Pity the NationPity the nation that is full of beliefs and emty of religion.
Pity the nation that wears a cloth it does not weave, eats a bread it does not harvest, and drinks a wine that flows not from its own wine-press.
Pity the nation that acclaims the bull as hero, and that deems the glittering conqueror bountiful.
Pity the nation whose statesman is a fox, whose philosopher is a juggler, and whose art is the art of patching and mimicking.
Pity the nation whose sages are dumb with years and whose strong men are yet in the cradle.
The garden of the Prophet (1934)
Robert Fisk's journalistic account of the Lebanese Civil War is rightly praised as a chillingly accurate account of Lebanese civil war. The book actually works on three levels: as a history of the major events and players in the fifteen-year conflict, a personal account of one journalist's experience and feelings as his world and his city (Beirut) collapsed around him, and as a commentary on how the media covers the Middle East. It is this last level which I found to be the most interesting. Fisk, one of those 'super-journalists' who get to write books and appear on panels, and whose writing and reporting commands international respect, savagely critiques the failure and cowardice of the media as it falls back on loaded words and lopsided analysis in order to compensate for its lack of courage and critical insight. Fisk writes:
"The art--or craft--of reporting in Lebanon was being debased by a style of writing that reduced complex and tragic events to a common denominator which both insulted the victims and mocked their suffering. Television journalism, with its dependence on the image, its subordination of words to pictures, contributed to this process. So did radio journalism, especially in America where a 35-second time limit is normally imposed on each foreign report. The news agencies--which catered for radio and television as well as newspapers--helped to create the unreal world in which the crisis was framed. I began to suspect that the cliches that governed so many reports and headlines about Lebanon actively hindered our task to telling the truth about what was happenning there."

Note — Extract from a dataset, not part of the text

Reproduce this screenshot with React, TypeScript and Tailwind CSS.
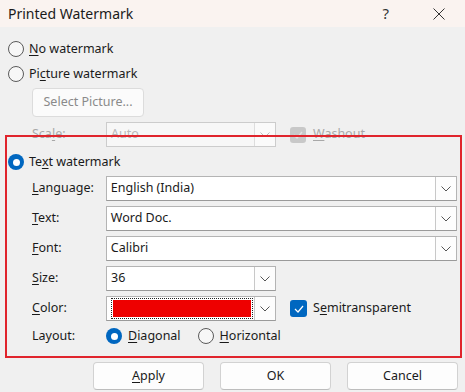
import React from "react";

const Chevron = ({ color = "#555" }: { color?: string }) => (
  <svg width="10" height="6" viewBox="0 0 10 6" fill="none">
    <path d="M0.5 0.5 L5 5 L9.5 0.5" stroke={color} strokeWidth="1" />
  </svg>
);

const Radio = ({ checked }: { checked?: boolean }) =>
  checked ? (
    <span className="flex h-[16px] w-[16px] items-center justify-center rounded-full bg-[#0067c0]">
      <span className="h-[7px] w-[7px] rounded-full bg-white" />
    </span>
  ) : (
    <span className="h-[16px] w-[16px] rounded-full border border-[#5a5a5a] bg-[#f7f7f7]" />
  );

const U = ({ children }: { children: React.ReactNode }) => <span className="underline underline-offset-[2px]">{children}</span>;

const Combo = ({ value, width, disabled }: { value: React.ReactNode; width: string; disabled?: boolean }) => (
  <div
    className={`flex h-[25px] ${width} border ${disabled ? "border-[#cccccc] bg-[#f7f7f7] text-[#b8b8b8]" : "border-[#b4b4b4] border-b-[#9a9a9a] bg-white text-[#1a1a1a]"}`}
  >
    <div className="flex flex-1 items-center pl-[4px]">{value}</div>
    <div className={`flex w-[21px] items-center justify-center border-l ${disabled ? "border-[#dddddd] bg-[#fafafa]" : "border-[#c8c8c8] bg-[#fdfdfd]"}`}>
      <Chevron color={disabled ? "#bbb" : "#555"} />
    </div>
  </div>
);

const Label = ({ children, dim }: { children: React.ReactNode; dim?: boolean }) => (
  <div className={`w-[74px] ${dim ? "text-[#a8a8a8]" : "text-[#1a1a1a]"}`}>{children}</div>
);

const Btn = ({ children }: { children: React.ReactNode }) => (
  <button className="flex h-[28px] w-[111px] items-center justify-center rounded-[4px] border border-[#d2d2d2] border-b-[#bdbdbd] bg-[#fdfdfd] text-[#1a1a1a]">
    {children}
  </button>
);

export default function App() {
  return (
    <div
      className="relative h-[392px] w-[465px] overflow-hidden bg-[#f0f0f0] text-[12.5px] text-[#1a1a1a]"
      style={{ fontFamily: '"Noto Sans", "Open Sans", sans-serif' }}
    >
      <div className="flex h-[27px] items-center bg-[#faf3f0] pl-[8px]">
        <span className="flex-1 text-[14px] text-[#1a1a1a]">Printed Watermark</span>
        <span className="mr-[44px] text-[15px] text-[#333]">?</span>
        <svg width="12" height="12" viewBox="0 0 12 12" className="mr-[20px]">
          <path d="M0.5 0.5 L11.5 11.5 M11.5 0.5 L0.5 11.5" stroke="#333" strokeWidth="1" />
        </svg>
      </div>

      <div className="flex flex-col px-[8px]">
        <div className="mt-[10px] flex h-[24px] items-center gap-[5px]">
          <Radio />
          <span>
            <U>N</U>o watermark
          </span>
        </div>
        <div className="flex h-[26px] items-center gap-[5px]">
          <Radio />
          <span>
            Pi<U>c</U>ture watermark
          </span>
        </div>
        <div className="mt-[1px] pl-[24px]">
          <div className="flex h-[29px] w-[112px] items-center justify-center rounded-[4px] border border-[#dcdcdc] bg-[#fbfbfb] text-[#8a8a8a]">
            Select Picture...
          </div>
        </div>
        <div className="mt-[5px] flex h-[25px] items-center pl-[24px]">
          <Label dim>
            Sca<U>l</U>e:
          </Label>
          <Combo value="Auto" width="w-[170px]" disabled />
          <div className="ml-[14px] flex items-center gap-[7px] text-[#a8a8a8]">
            <span className="flex h-[16px] w-[16px] items-center justify-center rounded-[3px] bg-[#c8c8c8]">
              <svg width="10" height="8" viewBox="0 0 10 8" fill="none">
                <path d="M1 4 L4 7 L9 1" stroke="#e4e4e4" strokeWidth="1.3" />
              </svg>
            </span>
            <span>
              <U>W</U>ashout
            </span>
          </div>
        </div>
        <div className="mt-[3px] flex h-[24px] items-center gap-[5px]">
          <Radio checked />
          <span>
            Te<U>x</U>t watermark
          </span>
        </div>
        <div className="mt-[2px] flex h-[25px] items-center pl-[24px]">
          <Label>
            <U>L</U>anguage:
          </Label>
          <Combo value="English (India)" width="w-[352px]" />
        </div>
        <div className="mt-[5px] flex h-[25px] items-center pl-[24px]">
          <Label>
            <U>T</U>ext:
          </Label>
          <Combo value="Word Doc." width="w-[352px]" />
        </div>
        <div className="mt-[5px] flex h-[25px] items-center pl-[24px]">
          <Label>
            <U>F</U>ont:
          </Label>
          <Combo value="Calibri" width="w-[352px]" />
        </div>
        <div className="mt-[5px] flex h-[25px] items-center pl-[24px]">
          <Label>
            <U>S</U>ize:
          </Label>
          <Combo value="36" width="w-[170px]" />
        </div>
        <div className="mt-[5px] flex h-[25px] items-center pl-[24px]">
          <Label>
            <U>C</U>olor:
          </Label>
          <Combo
            value={
              <div className="mr-[1px] flex h-[21px] w-full items-center border border-dotted border-[#222] p-[1px]">
                <div className="h-full w-full bg-[#ee0000]" />
              </div>
            }
            width="w-[170px]"
          />
          <div className="ml-[14px] flex items-center gap-[6px]">
            <span className="flex h-[17px] w-[17px] items-center justify-center rounded-[3px] bg-[#0067c0]">
              <svg width="10" height="8" viewBox="0 0 10 8" fill="none">
                <path d="M1 4 L4 7 L9 1" stroke="#fff" strokeWidth="1.2" />
              </svg>
            </span>
            <span>
              S<U>e</U>mitransparent
            </span>
          </div>
        </div>
        <div className="mt-[3px] flex h-[24px] items-center pl-[24px]">
          <Label>Layout:</Label>
          <div className="flex items-center gap-[6px]">
            <Radio checked />
            <span>
              <U>D</U>iagonal
            </span>
          </div>
          <div className="ml-[17px] flex items-center gap-[6px]">
            <Radio />
            <span>
              <U>H</U>orizontal
            </span>
          </div>
        </div>
        <div className="mr-[-1px] mt-[14px] flex justify-end gap-[16px]">
          <Btn>
            <U>A</U>pply
          </Btn>
          <Btn>OK</Btn>
          <Btn>Cancel</Btn>
        </div>
      </div>

      <div className="pointer-events-none absolute left-[5px] top-[135px] h-[223px] w-[457px] border-2 border-[#e0242c]" />
    </div>
  );
}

Some examples: Syrian weapons were always described as "Soviet-made", while Israeli or Phalangist weapons were never described as "American-made". Israel "captured" people, while Hezbollah and the PLO "kidnapped" them, and Israel-occupied Lebanon was described as a "security zone." Fisk also has an excellent section on the use and abuse of the word "terror" and "terrorism", that helps contextualize much of the current overheated rhetoric on this misunderstood concept. For if it is terrorism for Palestinians to fire rockets over the border at Israeli civilians, then surely it is terrorism when Israel bombs entire apartment buildings, killing everyone inside. Surely it is terrorism when the US incurs over the Syrian border chasing an al-Qaeda operative and kills civilians in a village. Fisk and other journalists on the ground in Beirut actually began to refuse to use the word in their reports. Better to call an "attack" simply an "attack" and avoid the emotional bias of the word "terror" as a descriptor.
I could go on with insightful examples from this remarkable book. But instead, you yourself, should go out and get a cheap copy and read it.